Belts and Whistles proudly presents the release of Scary Love Monster, the brand new EP from Leila Adu. Scary Love Monster is an EP of global urban and suburban romantic ensnarement, impressionist avant- tronica written and recorded in Rome out of a suitcase and houses in Rome, London, Wellington and New York. With sound worlds of Grimm’s fairytales and Toni Morrison, these dark tales hint at moments of light and love.

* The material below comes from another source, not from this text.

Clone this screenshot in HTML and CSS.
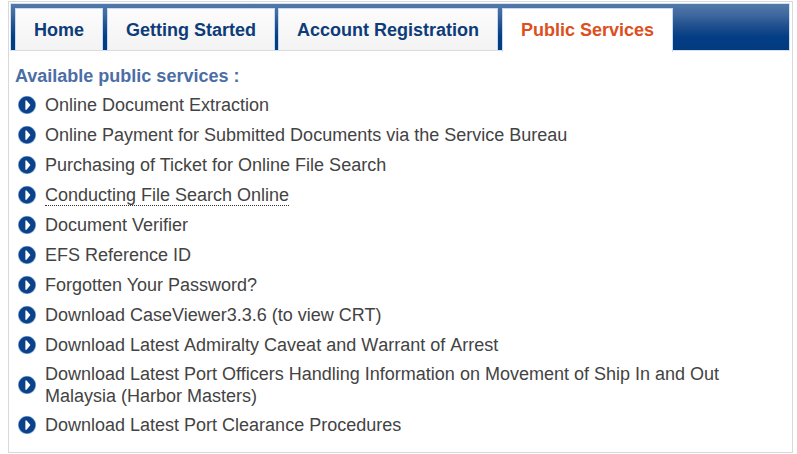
FILE: index.html
```
<!DOCTYPE html>
<html lang="en">
<head>
<meta charset="utf-8">
<title>Public Services</title>
<link rel="stylesheet" href="styles.css">
</head>
<body>
<svg class="defs" aria-hidden="true">
  <symbol id="arrow" viewBox="0 0 18 18">
    <circle cx="9" cy="9" r="9.1" fill="#8db3dc"/>
    <circle cx="9" cy="9" r="8.4" fill="#0b428a"/>
    <path d="M7.4 4.4H8.6L12.4 9.1L8.6 13.8H7.4Z" fill="#fff"/>
  </symbol>
</svg>
<main class="panel">
  <nav class="tabs">
    <a class="tab home">Home</a>
    <a class="tab started">Getting Started</a>
    <a class="tab account">Account Registration</a>
    <a class="tab active">Public Services</a>
  </nav>
  <h2 class="heading">Available public services :</h2>
  <ul class="services">
    <li><svg class="bullet"><use href="#arrow"/></svg><a>Online Document Extraction</a></li>
    <li><svg class="bullet"><use href="#arrow"/></svg><a>Online Payment for Submitted Documents via the Service Bureau</a></li>
    <li><svg class="bullet"><use href="#arrow"/></svg><a>Purchasing of Ticket for Online File Search</a></li>
    <li><svg class="bullet"><use href="#arrow"/></svg><a class="hovered">Conducting File Search Online</a></li>
    <li><svg class="bullet"><use href="#arrow"/></svg><a>Document Verifier</a></li>
    <li><svg class="bullet"><use href="#arrow"/></svg><a>EFS Reference ID</a></li>
    <li><svg class="bullet"><use href="#arrow"/></svg><a>Forgotten Your Password?</a></li>
    <li><svg class="bullet"><use href="#arrow"/></svg><a>Download CaseViewer3.3.6 (to view CRT)</a></li>
    <li><svg class="bullet"><use href="#arrow"/></svg><a class="unkerned">Download Latest Admiralty Caveat and Warrant of Arrest</a></li>
    <li><svg class="bullet"><use href="#arrow"/></svg><a>Download Latest Port Officers Handling Information on Movement of Ship In and Out<br>Malaysia (Harbor Masters)</a></li>
    <li><svg class="bullet"><use href="#arrow"/></svg><a>Download Latest Port Clearance Procedures</a></li>
  </ul>
</main>
</body>
</html>
```
FILE: styles.css
```
* { box-sizing: border-box; }

body {
  margin: 0;
  background: #fff;
  font: 18px/22px "Liberation Sans", Arial, sans-serif;
  color: #434343;
}

.defs { display: none; }

.panel {
  width: 785px;
  height: 452px;
  margin: 1px 0 0 8px;
  padding: 1px;
  border: 1px solid #d9d9d9;
}

.tabs {
  display: flex;
  width: 780px;
  height: 48px;
  padding: 4px 0 0 4px;
  border: 1px solid #d3e1ef;
  background: linear-gradient(#5379a9 0%, #40699f 22%, #1d4d8d 50%, #033d83 72%, #033b80 100%);
}

.tab {
  height: 43px;
  border: 1px solid #c5dbf3;
  border-bottom: 1px solid #d9dde2;
  background: linear-gradient(#fcfcfc, #f3f3f3);
  font-weight: bold;
  line-height: 42px;
  text-align: center;
  color: #0d3c78;
}

.home { width: 88px; margin-right: 4px; }
.started { width: 168px; margin-right: 3px; }
.account { width: 220px; margin-right: 4px; }

.active {
  width: 171px;
  height: 44px;
  border-bottom: 0;
  background: #fff;
  color: #dc4f20;
}

.heading {
  margin: 14px 0 3px 5px;
  font-size: 18px;
  line-height: 22px;
  color: #4b6ea6;
}

.services {
  margin: 0;
  padding: 0 0 0 8px;
  list-style: none;
}

.services li {
  display: flex;
  align-items: center;
  min-height: 30px;
  padding: 3px 0;
}

.bullet {
  flex: none;
  width: 18px;
  height: 18px;
  margin-right: 9px;
}

.hovered {
  height: 22px;
  border-bottom: 1px dotted #333;
}

.unkerned { font-kerning: none; }
```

After four studio releases, this EP is intimate, mostly self-produced, with the help of gear from friends and extra production from London dance producer Alex Morris in London and New Zealand drummer/producer, Riki Gooch and final-mixing in New Zealand. The first video from the EP is Bluebeards and Monsters. NYC Deli‘s New York EP Release Show review says:

Here at The Deli we like to reward unconventinal artists – although unconventionality must be matched by talent – and New Zealand composer/musician/producer Leila Adu definitely belongs to this category. Her new EP “Scary Love Monsters” presents us with six unpredictable tracks (that’s a trendy adjective in these Trumpish days, isn’t it?), fluctuating between pop, weird jazz, dark lyrics and brainy experimentation at times reminiscent of Brian Eno’s early records…

The Scary Love Monster EP is out now on Amazon, Google Play, iTunes, Spotify and Bandcamp

Performance with Orchestra Wellington

Orchestra Wellington Little Russian

On June 20, 2015, Leila Adu, sang her orchestral piece, Rain as Blessings Fall, written as Orchestra Wellington’s Emerging-Composer-In-Residence-2014, to a packed house of sixteen hundred people at Wellington’s historic Michael Fowler Center. Listen to ‘Rain as Blessings Fall,’ Orchestra Wellington with Leila Adu from the live broadcast on Radio New Zealand.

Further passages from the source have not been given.